- **What is asked**: Determine how many lines of this material contain "screenshot". Give only the number.

- **Supplied records**:

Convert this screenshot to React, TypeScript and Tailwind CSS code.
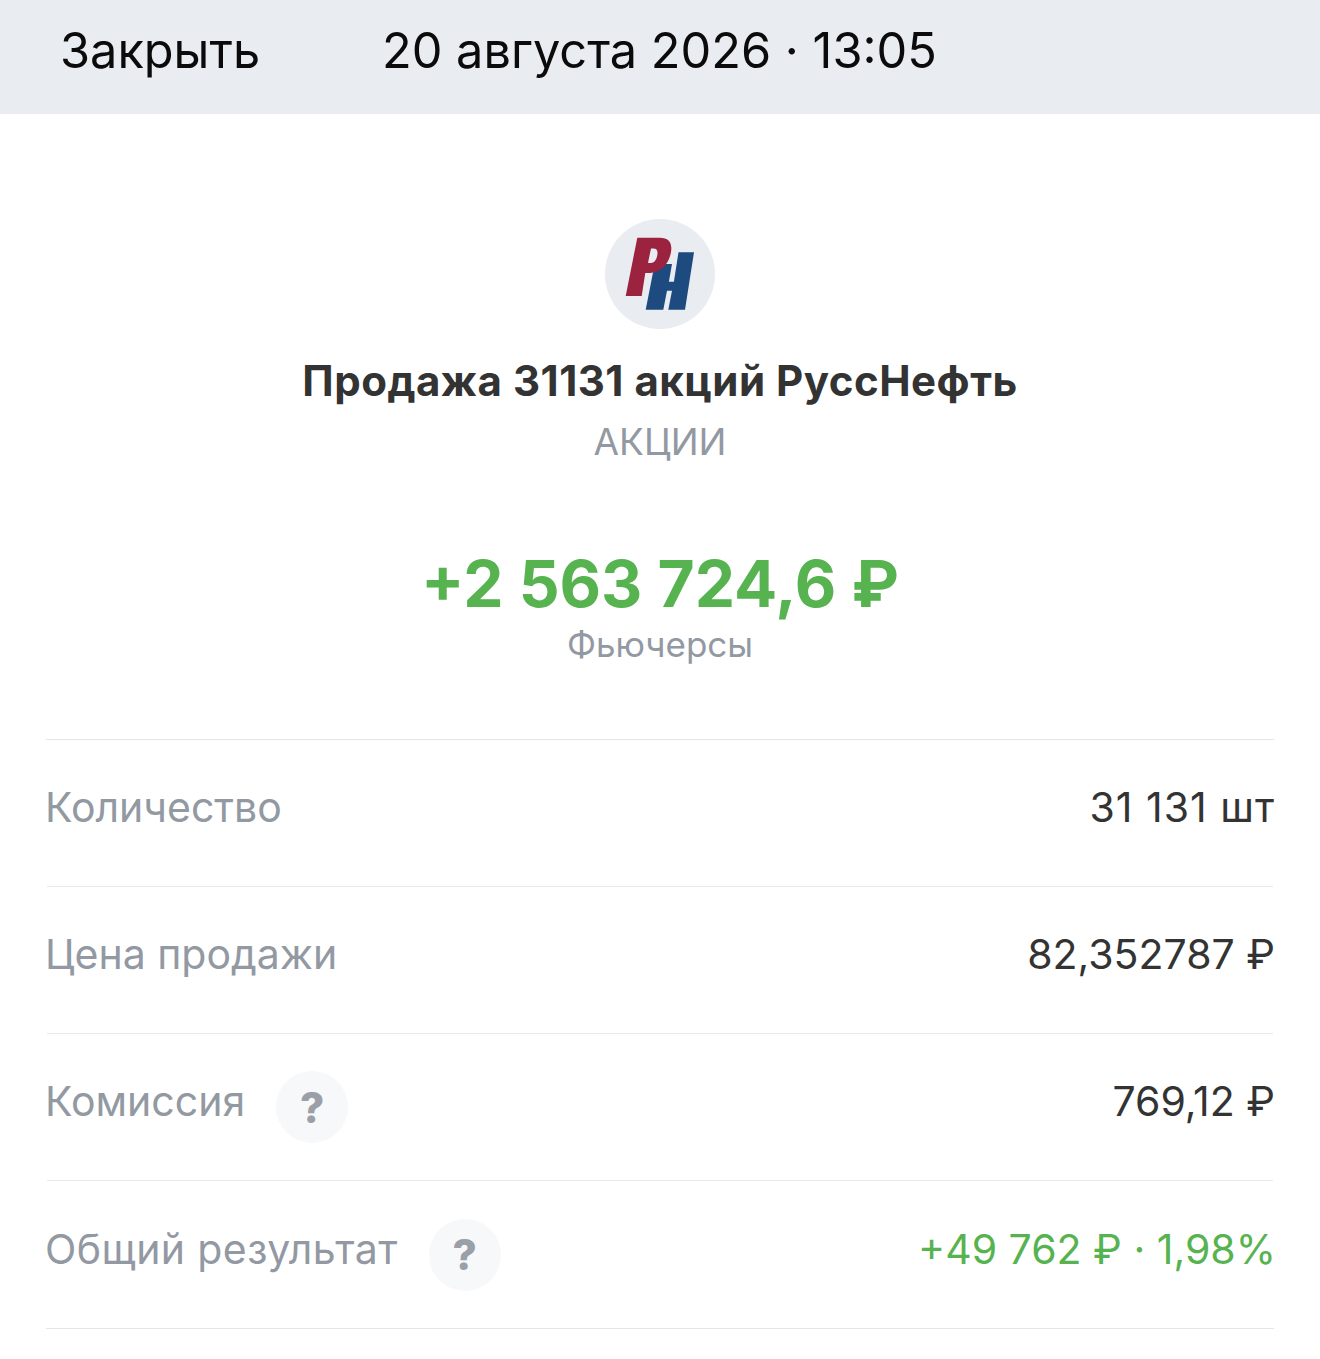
const rows = [
  { label: 'Количество', value: '31 131 шт', valueClass: 'tracking-[1px] text-[#333333]' },
  { label: 'Цена продажи', value: '82,352787 ₽', valueClass: 'text-[#333333]' },
  { label: 'Комиссия', value: '769,12 ₽', help: 'ml-[31px]', valueClass: 'text-[#333333]' },
  {
    label: 'Общий результат',
    value: '+49 762 ₽ · 1,98%',
    help: 'ml-[31px]',
    labelClass: 'tracking-[0.4px]',
    valueClass: 'text-[#56b34f]',
  },
];

function Logo() {
  return (
    <svg width="110" height="110" viewBox="0 0 110 110" className="block">
      <circle cx="55" cy="55" r="55" fill="#e9edf1" />
      <path
        fill="#1d4a7f"
        d="M40.7 90.7 L48 53.5 L60 45 L67 45 L63.9 62.7 L68.9 62.7 L73.5 33.3 L89 33.3 L80 90.7 L63.3 90.7 L67 71.7 L62 71.7 L58.3 90.7 Z"
      />
      <path
        fill="#9c2340"
        fillRule="evenodd"
        d="M32.3 18.7 L55 18.7 C64 18.7 67.5 24 66 33 C64 45 56 53.5 45 54 L40.3 54 L36.7 77 L20.7 77 Z M46 29.5 L43 44 L46 44 C50 44 52.5 39 52.5 33.5 C52.5 30.8 51 29.5 48.5 29.5 Z"
      />
    </svg>
  );
}

export default function App() {
  return (
    <div className="h-[1359px] overflow-hidden bg-white font-['Inter',sans-serif]">
      <div className="flex h-[114px] items-center bg-[#e9edf1] pb-[13px] pl-[60px] text-[48.7px] text-[#0b0b0b]">
        <span className="w-[322px]">Закрыть</span>
        <span>20 августа 2026 · 13:05</span>
      </div>
      <div className="flex flex-col items-center pt-[105px]">
        <Logo />
        <h1 className="mt-[26px] text-[42px] leading-[52px] font-bold tracking-[0.5px] text-[#333333]">
          Продажа 31131 акций РуссНефть
        </h1>
        <div className="mt-[14px] text-[37px] leading-[42px] text-[#9299a2]">АКЦИИ</div>
        <div className="mt-[82px] text-[64px] leading-[78px] font-bold text-[#56b34f]">
          +2 563 724,6 ₽
        </div>
        <div className="mt-[1px] text-[35px] leading-[40px] text-[#9299a2]">Фьючерсы</div>
      </div>
      <div className="mx-[46px] mt-[75px] border-t border-[#e4e6e9]">
        {rows.map((row, index) => (
          <div
            key={row.label}
            className={`flex items-center justify-between border-b pb-[10px] text-[41px] ${
              index === 3 ? 'h-[148px] border-[#e4e6e9]' : 'mx-[1px] h-[147px] border-[#e7e9ec]'
            }`}
          >
            <div className={`flex items-center text-[#9299a2] ${index === 3 ? '-ml-[1px]' : '-ml-[2px]'}`}>
              <span className={row.labelClass}>{row.label}</span>
              {row.help && (
                <span
                  className={`mt-[10px] flex size-[72px] items-center justify-center rounded-full bg-[#f7f8f9] text-[42px] font-extrabold text-[#9a9fa8] ${row.help}`}
                >
                  ?
                </span>
              )}
            </div>
            <span className={`-mr-[2px] ${row.valueClass}`}>{row.value}</span>
          </div>
        ))}
      </div>
    </div>
  );
}
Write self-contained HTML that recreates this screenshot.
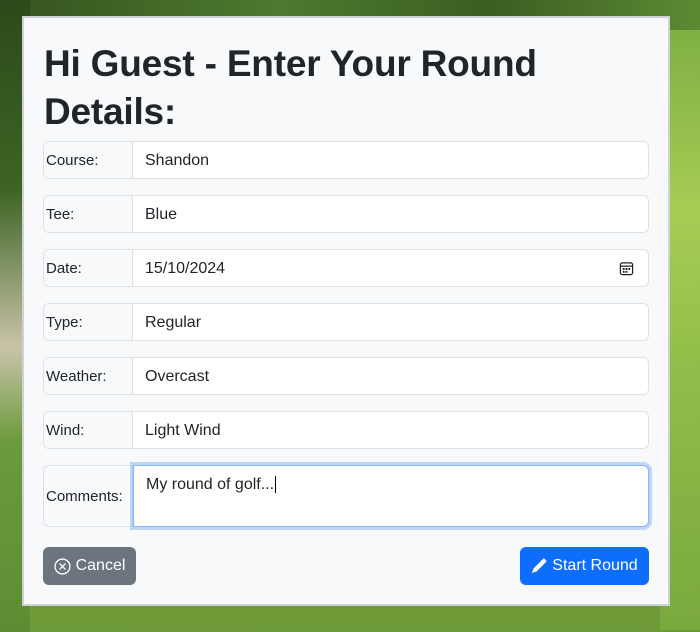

- **Reply**: 2